(TASK DETAILS): Read the records below and copy each line that contains "index".

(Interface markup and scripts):
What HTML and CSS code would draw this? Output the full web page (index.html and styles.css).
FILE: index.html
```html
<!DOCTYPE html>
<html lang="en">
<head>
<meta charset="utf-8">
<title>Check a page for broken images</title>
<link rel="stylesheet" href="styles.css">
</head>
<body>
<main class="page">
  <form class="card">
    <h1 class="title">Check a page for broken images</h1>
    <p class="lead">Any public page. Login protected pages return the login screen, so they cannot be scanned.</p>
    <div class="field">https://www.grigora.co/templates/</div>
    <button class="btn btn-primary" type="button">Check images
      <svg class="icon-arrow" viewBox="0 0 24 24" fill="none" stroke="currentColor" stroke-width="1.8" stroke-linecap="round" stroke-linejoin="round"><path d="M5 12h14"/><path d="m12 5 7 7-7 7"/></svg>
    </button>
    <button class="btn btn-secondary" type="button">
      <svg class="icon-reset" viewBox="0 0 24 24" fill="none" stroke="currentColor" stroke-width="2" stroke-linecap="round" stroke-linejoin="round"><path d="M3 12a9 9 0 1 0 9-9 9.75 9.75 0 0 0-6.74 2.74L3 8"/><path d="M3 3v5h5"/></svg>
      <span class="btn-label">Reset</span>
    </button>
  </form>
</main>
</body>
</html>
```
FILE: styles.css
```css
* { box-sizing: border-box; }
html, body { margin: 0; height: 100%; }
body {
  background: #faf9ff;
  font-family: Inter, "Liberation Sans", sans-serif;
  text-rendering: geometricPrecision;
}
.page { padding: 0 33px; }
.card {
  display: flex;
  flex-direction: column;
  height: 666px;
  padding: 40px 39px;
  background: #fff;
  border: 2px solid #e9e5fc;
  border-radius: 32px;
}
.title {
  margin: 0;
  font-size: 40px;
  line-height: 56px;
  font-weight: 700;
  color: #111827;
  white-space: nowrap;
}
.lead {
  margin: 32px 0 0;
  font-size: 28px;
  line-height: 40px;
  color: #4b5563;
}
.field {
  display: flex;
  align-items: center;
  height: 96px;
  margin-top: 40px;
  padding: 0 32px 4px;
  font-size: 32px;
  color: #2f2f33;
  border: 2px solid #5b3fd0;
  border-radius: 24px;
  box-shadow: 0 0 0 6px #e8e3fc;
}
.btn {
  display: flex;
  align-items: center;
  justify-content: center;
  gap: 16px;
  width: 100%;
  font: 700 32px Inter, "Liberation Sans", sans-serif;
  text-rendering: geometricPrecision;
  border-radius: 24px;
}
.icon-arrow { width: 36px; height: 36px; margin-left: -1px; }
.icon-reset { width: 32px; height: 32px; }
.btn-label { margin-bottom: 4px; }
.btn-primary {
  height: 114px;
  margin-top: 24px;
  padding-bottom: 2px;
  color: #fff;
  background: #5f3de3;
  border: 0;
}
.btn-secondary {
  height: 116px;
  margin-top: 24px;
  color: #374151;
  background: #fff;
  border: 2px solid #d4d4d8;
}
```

--

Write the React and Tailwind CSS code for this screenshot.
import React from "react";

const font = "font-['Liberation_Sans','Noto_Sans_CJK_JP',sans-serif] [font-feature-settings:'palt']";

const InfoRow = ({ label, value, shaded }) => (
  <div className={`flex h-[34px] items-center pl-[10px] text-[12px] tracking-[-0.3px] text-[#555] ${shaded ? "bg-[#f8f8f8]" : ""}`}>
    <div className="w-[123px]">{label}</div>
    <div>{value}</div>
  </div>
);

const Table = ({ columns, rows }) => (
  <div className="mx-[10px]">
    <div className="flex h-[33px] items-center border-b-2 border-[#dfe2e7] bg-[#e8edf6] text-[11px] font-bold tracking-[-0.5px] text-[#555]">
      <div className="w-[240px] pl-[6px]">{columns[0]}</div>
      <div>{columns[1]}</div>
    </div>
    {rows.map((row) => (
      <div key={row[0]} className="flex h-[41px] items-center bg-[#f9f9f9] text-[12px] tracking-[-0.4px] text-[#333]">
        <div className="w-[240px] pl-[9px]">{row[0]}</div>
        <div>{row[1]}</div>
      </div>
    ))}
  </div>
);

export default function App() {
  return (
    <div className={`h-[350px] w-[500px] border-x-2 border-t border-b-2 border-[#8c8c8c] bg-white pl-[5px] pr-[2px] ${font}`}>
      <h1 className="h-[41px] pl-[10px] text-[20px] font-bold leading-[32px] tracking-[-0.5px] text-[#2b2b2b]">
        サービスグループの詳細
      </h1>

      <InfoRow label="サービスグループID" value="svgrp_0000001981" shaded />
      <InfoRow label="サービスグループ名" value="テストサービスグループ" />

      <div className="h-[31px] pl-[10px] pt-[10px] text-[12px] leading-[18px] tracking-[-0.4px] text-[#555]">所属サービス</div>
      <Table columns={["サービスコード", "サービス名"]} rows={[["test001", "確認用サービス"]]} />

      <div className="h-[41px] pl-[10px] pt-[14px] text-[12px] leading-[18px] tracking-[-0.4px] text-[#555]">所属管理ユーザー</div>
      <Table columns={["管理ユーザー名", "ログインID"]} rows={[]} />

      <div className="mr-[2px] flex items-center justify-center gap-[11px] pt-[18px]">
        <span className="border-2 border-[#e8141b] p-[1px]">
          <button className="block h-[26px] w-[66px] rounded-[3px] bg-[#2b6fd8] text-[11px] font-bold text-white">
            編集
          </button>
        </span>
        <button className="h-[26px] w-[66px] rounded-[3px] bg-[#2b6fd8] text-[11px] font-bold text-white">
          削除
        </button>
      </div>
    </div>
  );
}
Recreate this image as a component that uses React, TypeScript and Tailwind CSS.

(EXPECTED ANSWER):
What HTML and CSS code would draw this? Output the full web page (index.html and styles.css).
FILE: index.html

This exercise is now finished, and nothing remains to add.